Death of Eric Garner at hands of New York police ruled a homicide

The chokehold administered by officers of the New York City Police Department (NYPD) to Eric Garner on in Staten Island on July 17 was the cause of his death, according to the city’s Medical Examiner. The killing was caught on video and has caused widespread outrage in New York City and nationally.

A spokeswoman told the media on Friday that the city’s autopsy had determined that the 43-year-old father of six died from “the compression of his neck and prone positioning during physical restraint by police.” The analysis found that although Garner was asthmatic and had heart disease, these were not the primary causes of his death.

The use of chokeholds was banned in 1994, but from 2009 to 2013 alone there were over 1,000 complaints to the Civilian Complaint Review Board over use of the technique by New York cops. Only a small fraction of these have been pursued by the NYPD.

Garner was harassed by police on the afternoon of July 17 in Tompkinsville, a historically African-American neighborhood of Staten Island, for allegedly selling untaxed cigarettes. He became agitated at what was apparently another episode in a series of hostile confrontations with the NYPD, and told the officer that, “it ends today.” As seen on the video, police then wrestled Garner to the ground while Officer Daniel Pantaleo applied a chokehold. Garner can be heard telling the cops that he cannot breathe.

When an ambulance arrived minutes later, emergency medical technicians and paramedics, as a second video shows, made no effort to revive him.

Emergency personnel have been suspended without pay and Officer Pantaleo has been reassigned to desk duty and had his shield and gun removed. The finding by the Medical Examiner makes it possible, though by no means certain, that a grand jury could bring criminal charges against Pantaleo and other officers involved in Garner’s death. Richmond County’s District Attorney says his office is investigating Garner’s death, and federal authorities are looking into possible civil rights charges against the officers involved.

In response to the Medical Examiner’s ruling, the president of the Patrolman’s Benevolent Association, Patrick Lynch, told the media that Pantaleo was “distraught” over Garner’s death. Garner’s mother, Gwen Carr, commented, “He didn’t listen to my son when he told him he couldn’t breathe. My son said it 11 times. So how could he be truly apologetic?”
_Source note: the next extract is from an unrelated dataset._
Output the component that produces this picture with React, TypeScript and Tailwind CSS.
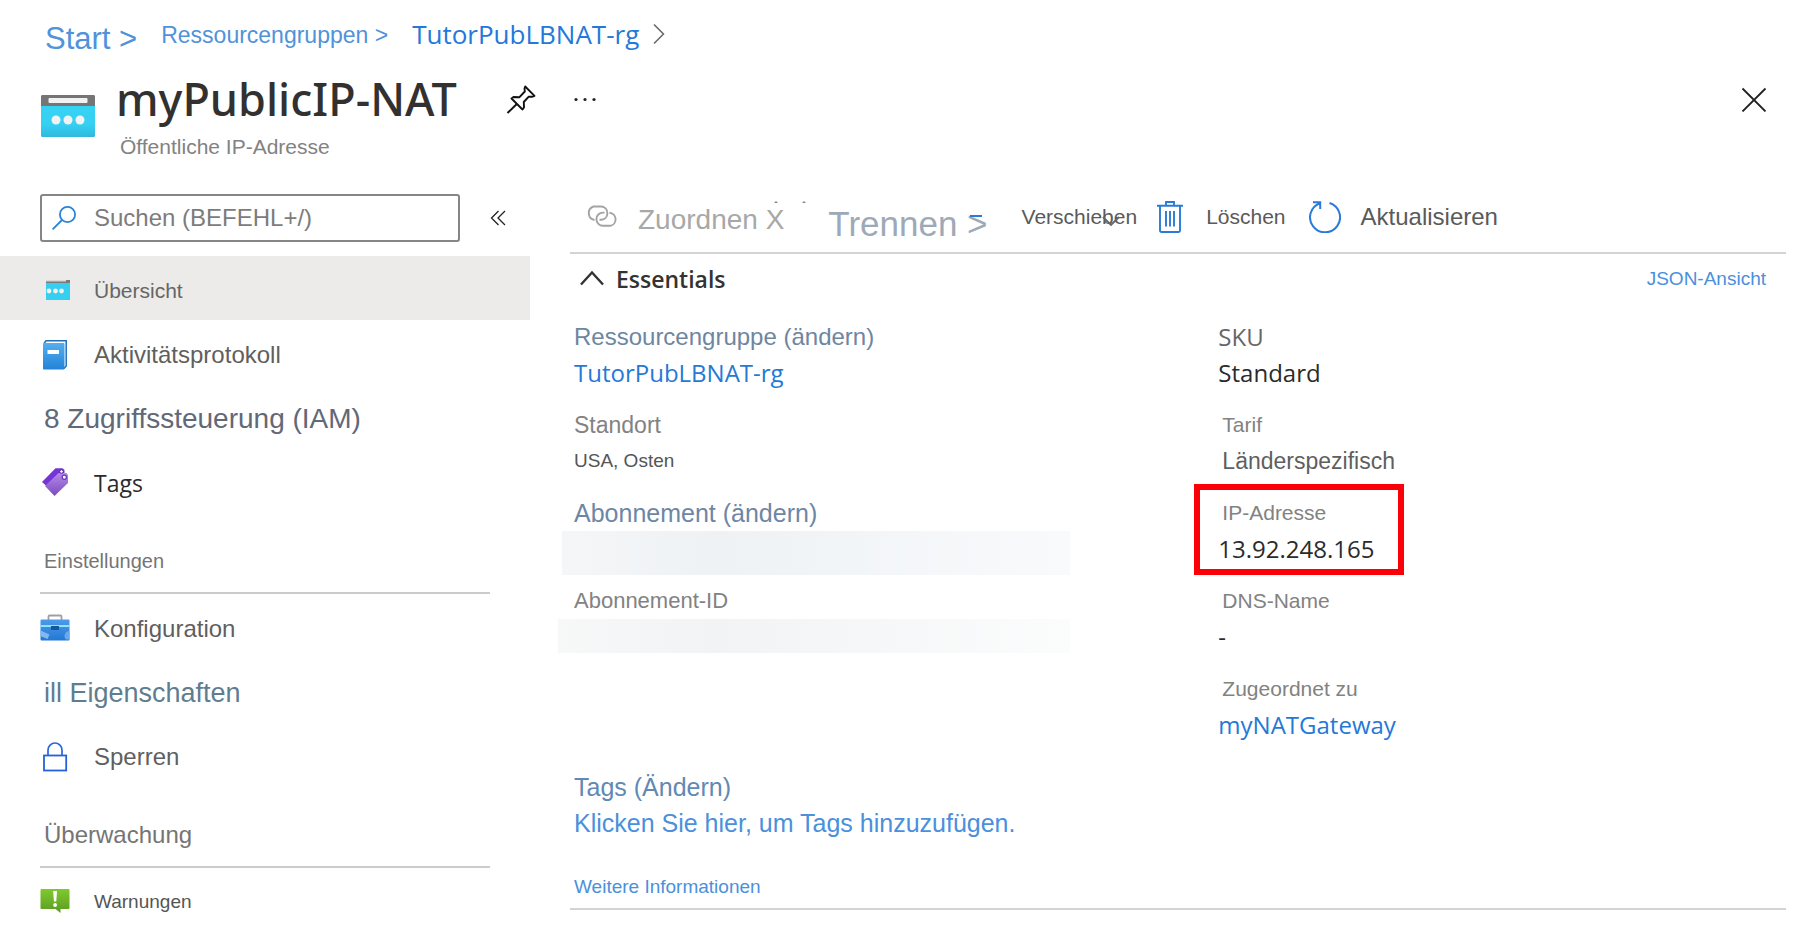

Despite the latest finding in connection with the chokehold death of Eric Garner, there is a real possibility that the cops who killed him could go scot-free. This was highlighted by the announcement last week that the police who killed 16-year-old Kimani Gray in March 2013 would not be facing charges. Gray was shot by two undercover cops in the East Flatbush section of Brooklyn. The police alleged that he was carrying a gun and refused to comply with an order to freeze. Witnesses have said that Gray didn’t have anything in his hands and the autopsy shows that three of the seven shots that that struck Gray entered from his back.

In the two weeks since Garner was killed, hardly a day has gone by in which violence by New York City’s law enforcement agencies has not been caught on video or otherwise exposed.

First, the supervising officers at the scene of Garner’s killing filed reports that falsified the incident, making no mention of the chokehold at all. Shortly afterwards, a video of a man in a subway station being choked by officers came to light. Then, another video was taken and posted on the Internet of an officer drawing his gun and stomping on a victim’s head in the Bedford-Stuyvesant neighborhood in Brooklyn, after he allegedly rolled a marijuana cigarette.

On Friday a third video, shot by Ramsey Orta, the young man who recorded Garner’s death, was uploaded to YouTube. It shows other Staten Island NYPD officers beating a man with a nightstick for allegedly swearing at them. The incident apparently occurred before the death of Eric Garner.

Protests and vigils have followed the killing of Garner, a number of them led by the Reverend Al Sharpton, the leader of the National Action Network. While participants at these protests have expressed the popular outrage at the killing, the actions themselves are intended by their organizers to channel the anger that millions feel into actions that let off steam while avoiding the political issues, and the role of the Democratic Party in particular. The heavy police presence at Garner’s funeral on July 23 in Brooklyn underscores the nervousness that the authorities feel that these issues may spark a more sustained political movement in the working class.